We are not going to play it safe. We’re gonna do a lot of things that are absolutely ‘not okay’—totally okay by Libertarian standards. If I don’t create outrage, then I will not have succeeded. I’m determined to create outrage because I’m not trying to create outrage [for its own sake], I’m just trying to stand true to our message. And people are going to be upset but I’m just not going to water it down to avoid that. I’m going to allow that to exist and to fester and rise up, and become something that the whole world can’t look away from. So this is going to lead—we’re going to move the liberty protest needle further than it’s ever been moved before.
I’m in business. People come to me with ideas all the time about whatever business ideas. They talk about how the potential—how amazing the potential is. I don’t give a shit about potential. Potential’s nice, but I care about how much of that potential you can actualize. That’s what matters. And Ron Paul, quirky old man that he was, did not have potential. But just look at what he inspired.
[I open my leather jacket to reveal my dark gray Youth for Ron Paul 2012 t-shirt.]
Judd: Yeah, you’re even wearing his shirt right now.

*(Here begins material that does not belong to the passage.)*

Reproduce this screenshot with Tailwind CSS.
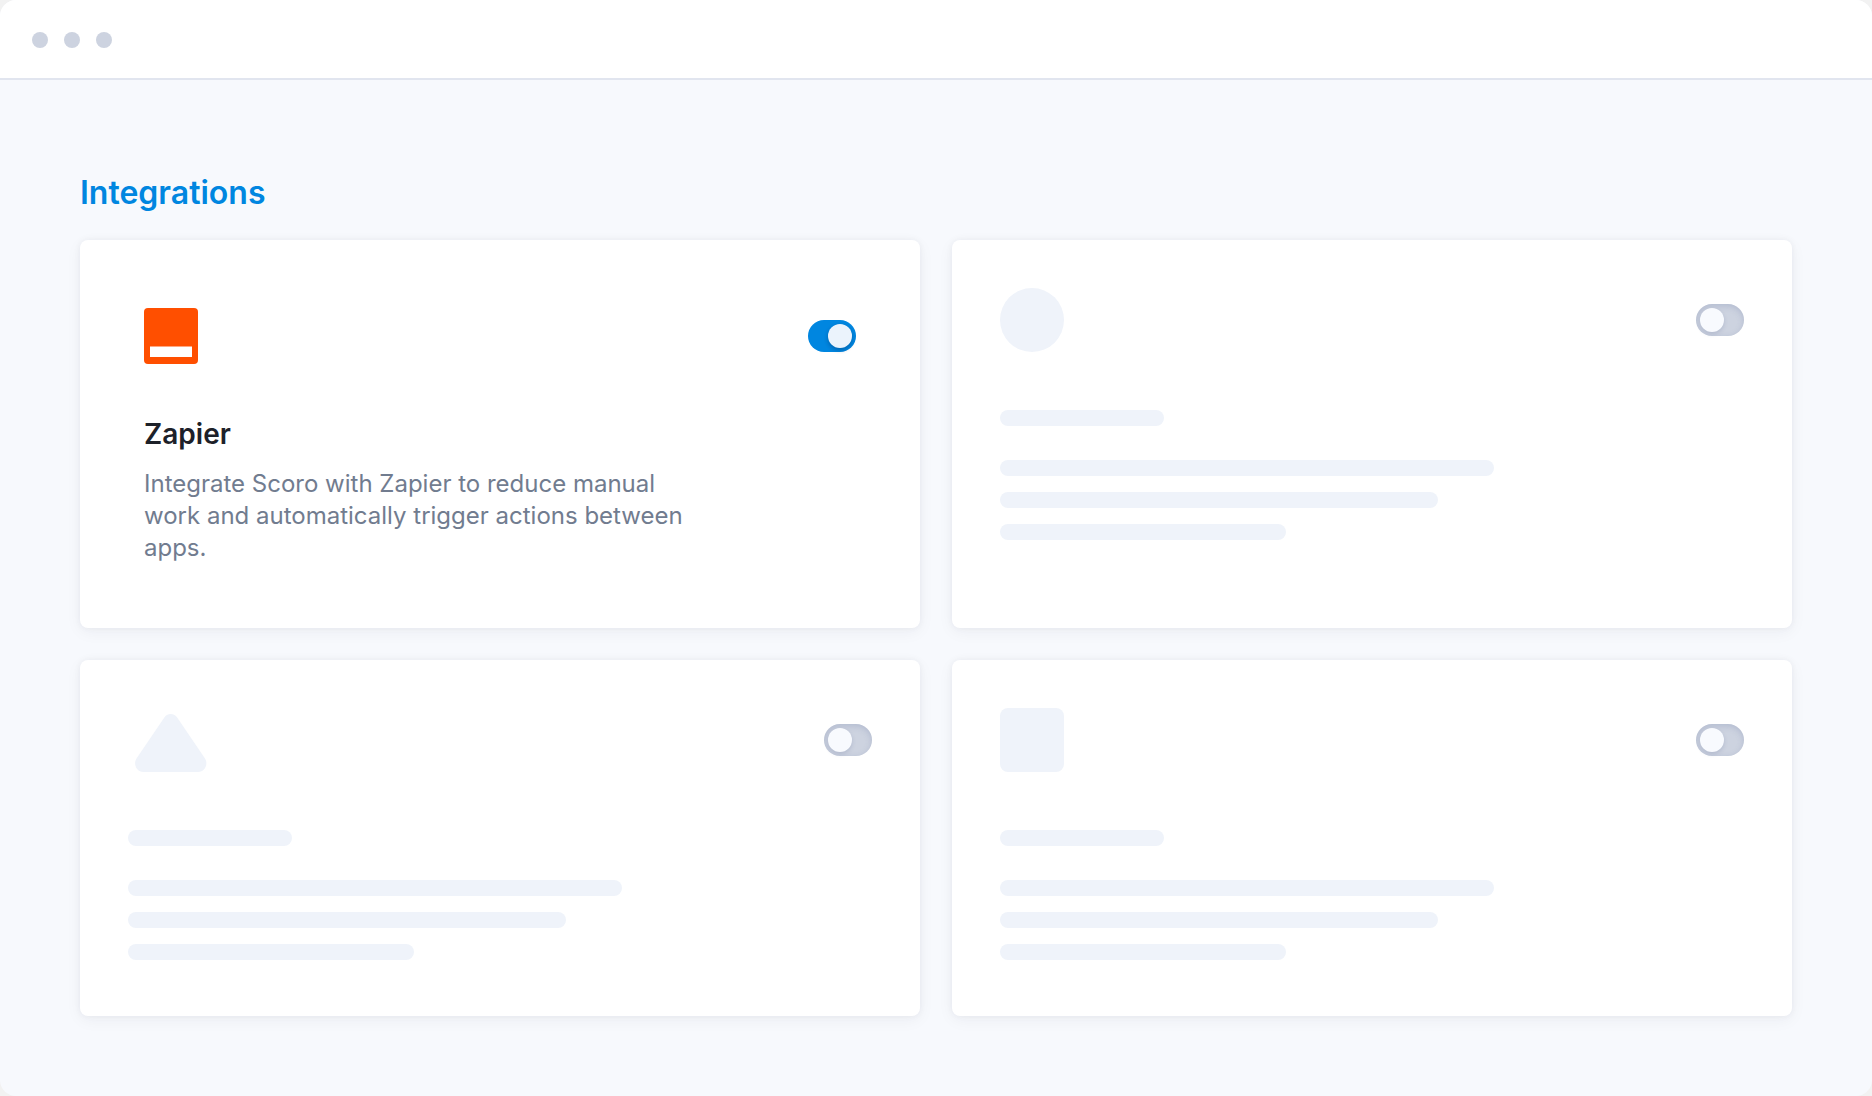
<!DOCTYPE html>
<html lang="en">
<head>
<meta charset="utf-8">
<meta name="viewport" content="width=device-width, initial-scale=1">
<title>Integrations</title>
<script src="https://cdn.jsdelivr.net/npm/@tailwindcss/browser@4"></script>
</head>
<body class="bg-[#f2f2f2] font-[Inter,sans-serif]">
<div class="flex min-h-screen flex-col overflow-hidden rounded-2xl bg-[#f7f9fd]">
  <header class="flex h-20 items-center gap-4 border-b-2 border-[#e1e5ef] bg-white px-8 pt-0.5">
    <span class="size-4 rounded-full bg-[#cdd3e0]"></span>
    <span class="size-4 rounded-full bg-[#cdd3e0]"></span>
    <span class="size-4 rounded-full bg-[#cdd3e0]"></span>
  </header>
  <main class="px-20 pt-[92px] pb-20">
    <h1 class="text-[32px] leading-[42px] font-semibold text-[#0086e0]">Integrations</h1>
    <div class="mt-[26px] grid grid-cols-2 gap-8">

      <section class="rounded-lg bg-white p-16 shadow-[0_4px_16px_rgba(30,35,50,0.05),0_0_6px_rgba(30,35,50,0.05)]">
        <div class="flex h-16 items-center justify-between">
          <svg class="h-14 w-[54px]" viewBox="0 0 54 56" aria-hidden="true"><rect width="54" height="56" rx="4" fill="#ff4f00"/><path d="M6 38.5h42V49H6z" fill="#fff"/></svg>
          <input type="checkbox" checked aria-label="Zapier" class="h-8 w-12 appearance-none rounded-full bg-[#cdd3e0] p-1 before:block before:size-6 before:rounded-full before:bg-[#f8fafe] before:shadow-[0_2px_4px_rgba(20,40,80,0.15)] before:content-[''] checked:bg-[#0086e0] checked:before:translate-x-4 checked:before:bg-[#ebf3fc] checked:before:shadow-[0_2px_4px_rgba(0,20,60,0.3)]">
        </div>
        <h2 class="mt-12 text-[28px] leading-9 font-semibold text-[#1d2129]">Zapier</h2>
        <p class="mt-4 max-w-[560px] text-2xl leading-8 text-[#717c8f]">Integrate Scoro with Zapier to reduce manual work and automatically trigger actions between apps.</p>
      </section>

      <section class="rounded-lg bg-white px-12 pt-12 pb-14 shadow-[0_4px_16px_rgba(30,35,50,0.05),0_0_6px_rgba(30,35,50,0.05)]">
        <div class="flex h-16 items-center justify-between">
          <span class="size-16 rounded-full bg-[#eff3fa]"></span>
          <input type="checkbox" aria-label="Integration 2" class="h-8 w-12 appearance-none rounded-full bg-[#cdd3e0] p-1 shadow-[inset_0_2px_6px_rgba(100,115,160,0.25)] before:block before:size-6 before:rounded-full before:bg-[#f8fafe] before:shadow-[0_2px_4px_rgba(80,95,140,0.2)] before:content-[''] checked:bg-[#0086e0] checked:before:translate-x-4">
        </div>
        <div class="mt-[58px] h-4 w-[164px] rounded-full bg-[#eff3fa]"></div>
        <div class="mt-[34px] flex flex-col gap-4">
          <div class="h-4 w-[494px] rounded-full bg-[#eff3fa]"></div>
          <div class="h-4 w-[438px] rounded-full bg-[#eff3fa]"></div>
          <div class="h-4 w-[286px] rounded-full bg-[#eff3fa]"></div>
        </div>
      </section>

      <section class="rounded-lg bg-white px-12 pt-12 pb-14 shadow-[0_4px_16px_rgba(30,35,50,0.05),0_0_6px_rgba(30,35,50,0.05)]">
        <div class="flex h-16 items-center justify-between">
          <svg class="h-16 w-[86px]" viewBox="0 0 86 64" aria-hidden="true"><path d="M36 10C39 4.700 46.400 4.700 49.500 10L77 50.500C80.500 56 77 64 70 64H15.500C8.500 64 5 56 8.500 50.500Z" fill="#eff3fa"/></svg>
          <input type="checkbox" aria-label="Integration 3" class="h-8 w-12 appearance-none rounded-full bg-[#cdd3e0] p-1 shadow-[inset_0_2px_6px_rgba(100,115,160,0.25)] before:block before:size-6 before:rounded-full before:bg-[#f8fafe] before:shadow-[0_2px_4px_rgba(80,95,140,0.2)] before:content-[''] checked:bg-[#0086e0] checked:before:translate-x-4">
        </div>
        <div class="mt-[58px] h-4 w-[164px] rounded-full bg-[#eff3fa]"></div>
        <div class="mt-[34px] flex flex-col gap-4">
          <div class="h-4 w-[494px] rounded-full bg-[#eff3fa]"></div>
          <div class="h-4 w-[438px] rounded-full bg-[#eff3fa]"></div>
          <div class="h-4 w-[286px] rounded-full bg-[#eff3fa]"></div>
        </div>
      </section>

      <section class="rounded-lg bg-white px-12 pt-12 pb-14 shadow-[0_4px_16px_rgba(30,35,50,0.05),0_0_6px_rgba(30,35,50,0.05)]">
        <div class="flex h-16 items-center justify-between">
          <span class="size-16 rounded-lg bg-[#eff3fa]"></span>
          <input type="checkbox" aria-label="Integration 4" class="h-8 w-12 appearance-none rounded-full bg-[#cdd3e0] p-1 shadow-[inset_0_2px_6px_rgba(100,115,160,0.25)] before:block before:size-6 before:rounded-full before:bg-[#f8fafe] before:shadow-[0_2px_4px_rgba(80,95,140,0.2)] before:content-[''] checked:bg-[#0086e0] checked:before:translate-x-4">
        </div>
        <div class="mt-[58px] h-4 w-[164px] rounded-full bg-[#eff3fa]"></div>
        <div class="mt-[34px] flex flex-col gap-4">
          <div class="h-4 w-[494px] rounded-full bg-[#eff3fa]"></div>
          <div class="h-4 w-[438px] rounded-full bg-[#eff3fa]"></div>
          <div class="h-4 w-[286px] rounded-full bg-[#eff3fa]"></div>
        </div>
      </section>

    </div>
  </main>
</div>
</body>
</html>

Look at what’s happening today because of Ron Paul—because of what he was able to actualize. That’s what our campaign is trying so hard to grow, and that’s why the Libertarian Party needs to step up. I don’t care about the Party, I have no Party loyalty. But as long as the Libertarian Party can be an effective means for change, then I’m happy to be a part of it.
Zach: That’s incredible and inspiring, brother. It’s always a pleasure talking to you.
Judd: Thanks, same here.
Zach: That’s all the questions I have for now. On behalf of the Libertarian Party of Nevada, thanks a bunch for giving us the inside scoop.